- Founded: 1961
- Disbanded: 1964
- Headquarters: Dar es Salaam

Leadership
- Commander-in-Chief: Julius Nyerere
- Commander, Tanganyika Rifles: Brigadier Patrick Sholto Douglas

= Tanganyika Rifles =

Sole regiment in the Tanganyikan army (1961–64)

The Tanganyika Rifles was the sole regiment in the Tanganyikan army, from 1961 to 1964.

==History==

With the independence of Tanganyika in December 1961, the two battalions of the King's African Rifles which had been raised in the colony were transferred to the newly independent nation. These were the 6th (Tanganyika Territory) Battalion (becoming the 1st Tanganyika Rifles), located at Colito Barracks in Dar-es-Salaam and the 26th (Tanganyika Territory) Battalion (becoming the 2nd Tanganyika Rifles).

==Mutiny==

Despite having become part of the Tanganyikan military, the bulk of the officers of the regiment were still British, as had been the case in the King's African Rifles. In January 1964, following the Zanzibar Revolution, the regiment mutinied. The 1st Battalion seized key points in Dar es Salaam on the 19th, deposing their officers and sending them to neighbouring Kenya; on the 20th, the 2nd Battalion, in Tabora, joined the mutiny. The entire country's military had now rebelled, with the British High Commissioner briefly detained and most of the strategic points in the capital held by the mutineers.

After appeals from the President, Julius Nyerere, the United Kingdom dispatched an aircraft carrier, HMS Centaur from Aden, with a force from the garrison there, to stand off Dar es Salaam. On the British government receiving the request in writing from Nyerere, a company of Royal Marines from No. 45 Commando were landed by helicopter in Dar es Salaam on the 25th, assaulting and quickly capturing the barracks holding the 1st Battalion; many of the mutineers quickly surrendered after a guardroom was destroyed by an anti-tank missile.

After landings later that day, including a small number of armoured cars of the 16th/5th The Queen's Royal Lancers, most of the remaining mutineers had likewise surrendered; the 2nd Battalion had not been engaged, but had offered to surrender after hearing of the events in Dar es Salaam; a party of Marines travelled there and secured the barracks the next day.

Within twenty-four hours of the initial landings, and a week of the mutiny, the men of the 1st battalion were dismissed and the regiment effectively ceased to exist.

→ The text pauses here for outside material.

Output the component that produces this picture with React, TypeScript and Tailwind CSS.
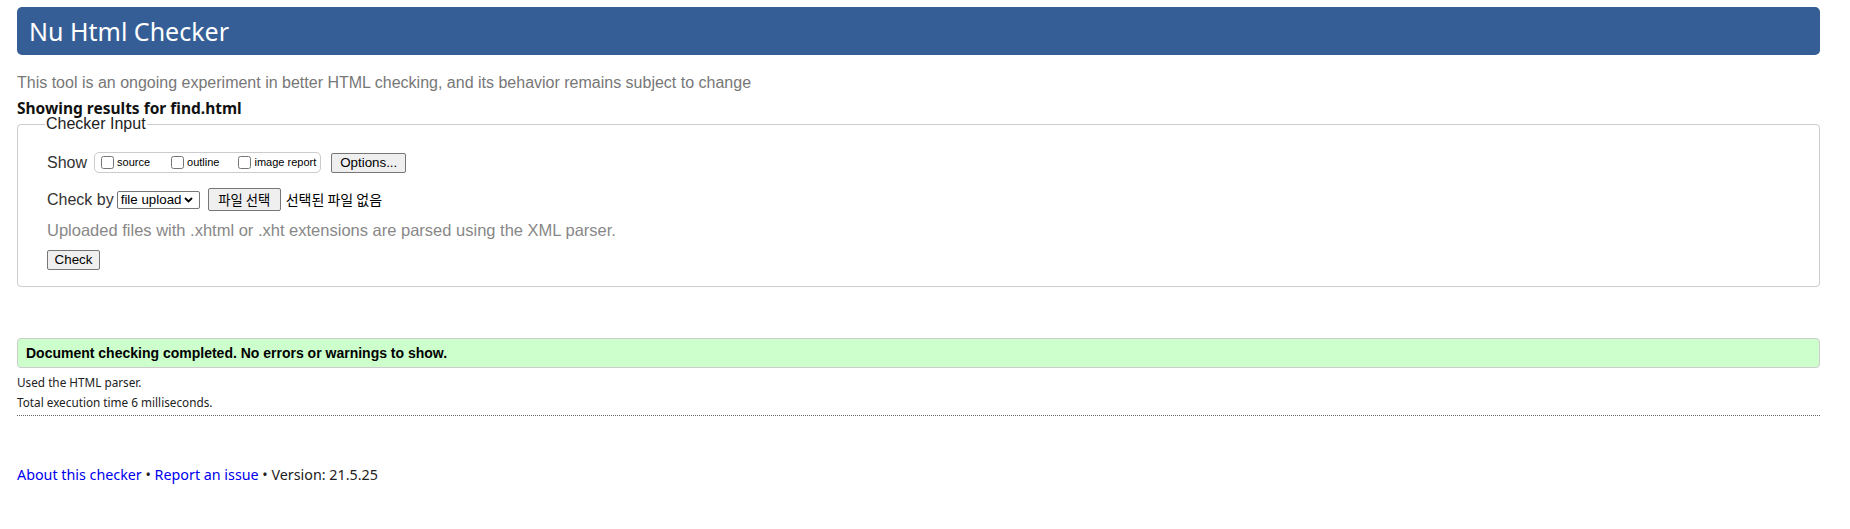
import React from "react";

function Chevron() {
  return (
    <svg width="9" height="6" viewBox="0 0 9 6" className="ml-[3px]">
      <path d="M1 1 L4.5 4.5 L8 1" fill="none" stroke="#000" strokeWidth="1.8" />
    </svg>
  );
}

export default function App() {
  const btn =
    "inline-flex items-center justify-center border border-[#767676] bg-[#efefef] rounded-[2px] text-[13.33px] text-black font-['Liberation_Sans',Arial,sans-serif]";
  return (
    <div className="min-h-[529px] bg-white pt-[7px] pl-[17px] pr-[30px] font-['Liberation_Sans',Arial,sans-serif] text-[#333]">
      <div className="h-[48px] rounded-[5px] bg-[#365e96] pl-[12px] text-white font-['Noto_Sans',sans-serif] text-[25px] leading-[48px]">
        Nu Html Checker
      </div>
      <p className="mt-[19px] text-[16px] leading-[18px] text-[#777]">
        This tool is an ongoing experiment in better HTML checking, and its behavior remains subject to change
      </p>
      <p className="mt-[8px] text-[15.5px] leading-[16px] font-bold text-[#111] font-['Noto_Sans',sans-serif]">
        Showing results for find.html
      </p>
      <fieldset className="mt-[1px] border border-[#cccccc] rounded-[4px] pl-[27px] pr-[10px] pb-[16px]">
        <legend className="px-[1px] text-[16px] leading-[14px] text-[#222]">Checker Input</legend>
        <div className="pl-[2px]">
          <div className="mt-[21px] flex items-center h-[21px]">
            <span className="text-[16px] leading-[18px]">Show</span>
            <div className="ml-[7px] h-[21px] flex items-center border border-[#cccccc] rounded-[5px] pl-[6px] pr-[4px] text-[11px] text-black">
              <input type="checkbox" className="w-[13px] h-[13px] mr-[3px]" />
              <span className="mr-[21px]">source</span>
              <input type="checkbox" className="w-[13px] h-[13px] mr-[3px]" />
              <span className="mr-[19px]">outline</span>
              <input type="checkbox" className="w-[13px] h-[13px] mr-[3px]" />
              <span>image report</span>
            </div>
            <button className={btn + " ml-[10px] h-[20px] w-[75px]"}>Options...</button>
          </div>
          <div className="mt-[15px] flex items-center h-[23px]">
            <span className="text-[16px] leading-[18px]">Check by</span>
            <div className="ml-[3px] h-[18px] w-[83px] flex items-center border border-[#767676] rounded-[2px] pl-[3px] text-[13.33px] text-black">
              <span>file upload</span>
              <Chevron />
            </div>
            <button className={btn + " ml-[8px] h-[23px] w-[73px]"}>
              <span className="font-['Noto_Sans_CJK_KR',sans-serif]">파일 선택</span>
            </button>
            <span className="ml-[5px] text-[14px] text-black font-['Noto_Sans_CJK_KR',sans-serif]">선택된 파일 없음</span>
          </div>
          <p className="mt-[10px] text-[16.5px] leading-[18px] text-[#888]">
            Uploaded files with .xhtml or .xht extensions are parsed using the XML parser.
          </p>
          <div className="mt-[11px] flex">
            <button className={btn + " h-[20px] w-[53px]"}>Check</button>
          </div>
        </div>
      </fieldset>
      <div className="mt-[51px] h-[30px] flex items-center border border-[#cccccc] bg-[#ccffcc] rounded-[4px] pl-[8px] text-[14px] font-bold text-black">
        Document checking completed. No errors or warnings to show.
      </div>
      <div className="mt-[4px] font-['Noto_Sans',sans-serif] text-[11.75px] leading-[20px] text-[#222]">
        <p>Used the HTML parser.</p>
        <p>Total execution time 6 milliseconds.</p>
      </div>
      <div className="mt-[3px] border-t border-dotted border-[#666]" />
      <p className="mt-[49px] font-['Noto_Sans',sans-serif] text-[14.3px] leading-[20px] text-[#222]">
        <a href="#" className="text-[#0000ee]">About this checker</a>
        {" • "}
        <a href="#" className="text-[#0000ee]">Report an issue</a>
        {" • Version: 21.5.25"}
      </p>
    </div>
  );
}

The regiment was never reformed; after the union of Tanganyika with Zanzibar later that year, the previously existing army was formally disbanded, and the Tanzania People's Defence Force was formed in September 1964, firmly under local civilian control. Many of the African officers of the 1st Battalion, and the officers and men of the 2nd, were incorporated into the new force.